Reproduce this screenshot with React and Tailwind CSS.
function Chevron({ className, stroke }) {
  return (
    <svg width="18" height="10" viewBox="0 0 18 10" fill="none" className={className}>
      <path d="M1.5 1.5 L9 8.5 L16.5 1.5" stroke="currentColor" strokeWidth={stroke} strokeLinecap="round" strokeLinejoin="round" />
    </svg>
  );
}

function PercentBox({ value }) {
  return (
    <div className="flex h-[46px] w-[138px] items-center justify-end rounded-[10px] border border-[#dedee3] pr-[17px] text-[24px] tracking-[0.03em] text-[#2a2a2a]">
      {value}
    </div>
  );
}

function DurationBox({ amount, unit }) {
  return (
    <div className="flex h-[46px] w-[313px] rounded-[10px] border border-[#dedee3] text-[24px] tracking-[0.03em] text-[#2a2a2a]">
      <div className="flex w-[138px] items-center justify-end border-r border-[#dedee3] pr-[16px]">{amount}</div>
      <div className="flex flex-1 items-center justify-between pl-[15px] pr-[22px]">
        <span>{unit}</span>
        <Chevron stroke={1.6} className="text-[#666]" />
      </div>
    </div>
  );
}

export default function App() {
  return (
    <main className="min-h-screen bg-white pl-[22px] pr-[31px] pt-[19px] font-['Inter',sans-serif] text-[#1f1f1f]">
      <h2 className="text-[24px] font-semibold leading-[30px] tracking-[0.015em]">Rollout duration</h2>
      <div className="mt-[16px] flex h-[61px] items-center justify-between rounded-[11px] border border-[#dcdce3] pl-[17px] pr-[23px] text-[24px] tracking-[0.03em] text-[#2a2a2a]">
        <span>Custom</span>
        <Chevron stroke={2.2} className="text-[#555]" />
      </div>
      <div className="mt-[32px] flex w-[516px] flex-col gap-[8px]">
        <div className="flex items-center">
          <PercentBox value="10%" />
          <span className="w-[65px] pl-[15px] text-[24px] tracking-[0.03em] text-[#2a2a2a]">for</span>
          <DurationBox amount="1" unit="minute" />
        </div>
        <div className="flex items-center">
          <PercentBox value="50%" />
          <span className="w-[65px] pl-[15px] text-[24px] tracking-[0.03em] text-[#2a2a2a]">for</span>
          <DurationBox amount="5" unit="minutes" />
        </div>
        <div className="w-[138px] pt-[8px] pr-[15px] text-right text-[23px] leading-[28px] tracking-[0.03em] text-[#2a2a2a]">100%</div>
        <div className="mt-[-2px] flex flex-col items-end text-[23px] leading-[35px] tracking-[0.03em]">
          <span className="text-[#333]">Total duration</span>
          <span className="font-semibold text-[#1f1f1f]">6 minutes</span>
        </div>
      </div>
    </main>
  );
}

• _Set exercise_
Reproduce all data above, unchanged.

• _The completed task_
Reproduce this screenshot with React and Tailwind CSS.
function Chevron({ className, stroke }) {
  return (
    <svg width="18" height="10" viewBox="0 0 18 10" fill="none" className={className}>
      <path d="M1.5 1.5 L9 8.5 L16.5 1.5" stroke="currentColor" strokeWidth={stroke} strokeLinecap="round" strokeLinejoin="round" />
    </svg>
  );
}

function PercentBox({ value }) {
  return (
    <div className="flex h-[46px] w-[138px] items-center justify-end rounded-[10px] border border-[#dedee3] pr-[17px] text-[24px] tracking-[0.03em] text-[#2a2a2a]">
      {value}
    </div>
  );
}

function DurationBox({ amount, unit }) {
  return (
    <div className="flex h-[46px] w-[313px] rounded-[10px] border border-[#dedee3] text-[24px] tracking-[0.03em] text-[#2a2a2a]">
      <div className="flex w-[138px] items-center justify-end border-r border-[#dedee3] pr-[16px]">{amount}</div>
      <div className="flex flex-1 items-center justify-between pl-[15px] pr-[22px]">
        <span>{unit}</span>
        <Chevron stroke={1.6} className="text-[#666]" />
      </div>
    </div>
  );
}

export default function App() {
  return (
    <main className="min-h-screen bg-white pl-[22px] pr-[31px] pt-[19px] font-['Inter',sans-serif] text-[#1f1f1f]">
      <h2 className="text-[24px] font-semibold leading-[30px] tracking-[0.015em]">Rollout duration</h2>
      <div className="mt-[16px] flex h-[61px] items-center justify-between rounded-[11px] border border-[#dcdce3] pl-[17px] pr-[23px] text-[24px] tracking-[0.03em] text-[#2a2a2a]">
        <span>Custom</span>
        <Chevron stroke={2.2} className="text-[#555]" />
      </div>
      <div className="mt-[32px] flex w-[516px] flex-col gap-[8px]">
        <div className="flex items-center">
          <PercentBox value="10%" />
          <span className="w-[65px] pl-[15px] text-[24px] tracking-[0.03em] text-[#2a2a2a]">for</span>
          <DurationBox amount="1" unit="minute" />
        </div>
        <div className="flex items-center">
          <PercentBox value="50%" />
          <span className="w-[65px] pl-[15px] text-[24px] tracking-[0.03em] text-[#2a2a2a]">for</span>
          <DurationBox amount="5" unit="minutes" />
        </div>
        <div className="w-[138px] pt-[8px] pr-[15px] text-right text-[23px] leading-[28px] tracking-[0.03em] text-[#2a2a2a]">100%</div>
        <div className="mt-[-2px] flex flex-col items-end text-[23px] leading-[35px] tracking-[0.03em]">
          <span className="text-[#333]">Total duration</span>
          <span className="font-semibold text-[#1f1f1f]">6 minutes</span>
        </div>
      </div>
    </main>
  );
}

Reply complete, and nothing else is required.